Tuesday, November 4, 2014

Mining Is the Talk of the Town in Colombia

Mining continues to be the talk of the town in Colombia. News about the twelve trapped miners in the Antioquia province of Colombia dominated headlines, but authorities confirmed that all of the miners are almost certainly dead and at the bottom of the water-filled 800-meters-long mining shaft. Colombian authorities are doing all they can to rescue the miners’ corpses from their watery tomb, but the conditions at the mine are not helping the extraction effort. A large volume of water flooded the mine, the mine is quite narrow, and the infrastructure in the area has limited the strength and number of pumps used to drain the water from the mine.

The victims are all men between the ages of 23 and 55, from families with a long tradition of working in the Colombian mining industry. In one interview, an ex-miner who lost two of his sons in mining accidents explained the difficult choice that all families in the region must face:  after disasters like this, one never wants to go back to mining, but in these rural areas, people don’t have a choice. Mining is the only way to make a living.

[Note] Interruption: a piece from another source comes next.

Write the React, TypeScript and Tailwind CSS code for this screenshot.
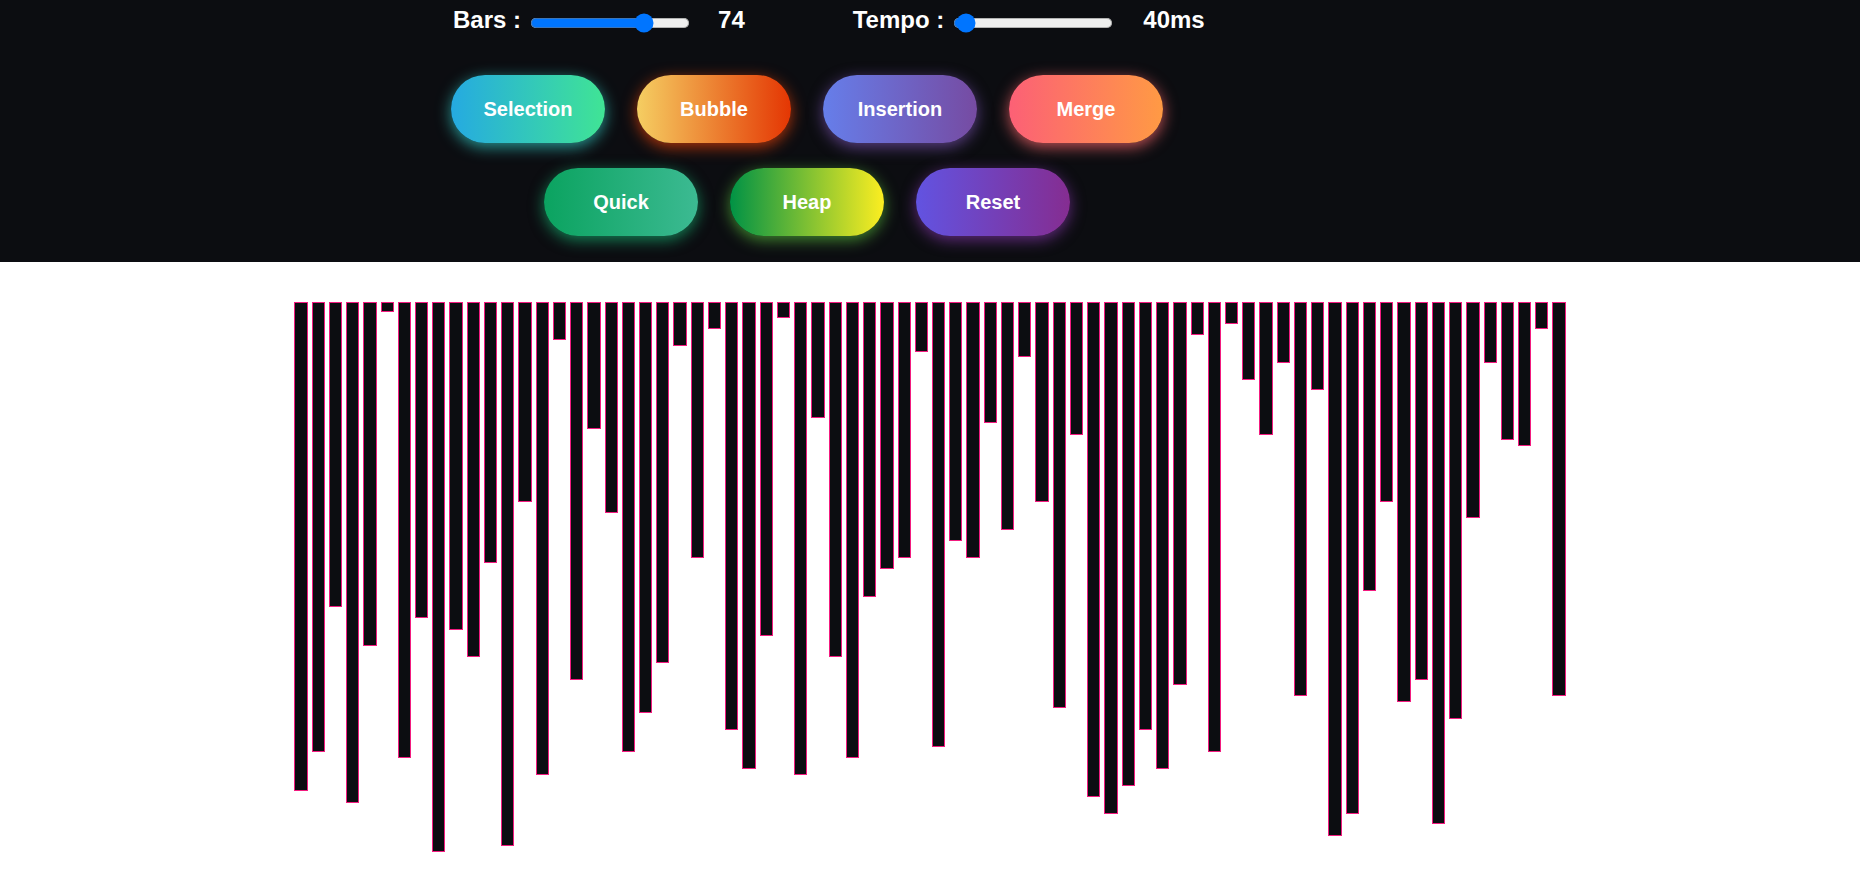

Pulzo.com ran a feature on the damaging effects of illegal mining on Colombia. The report noted that 63% of all mining activity in the country is illegal; stressing that any conversation about mining in Colombia has to address the specter of illegal mining. Mining is already far more lucrative than agriculture, and has surpassed drug trafficking in the profit-making potential of illicit activities in Colombia. The mining boom started about six years ago and hasn’t slowed, forcing the government, including the Colombian armed forces, to turn its attention towards stamping out illegal mining.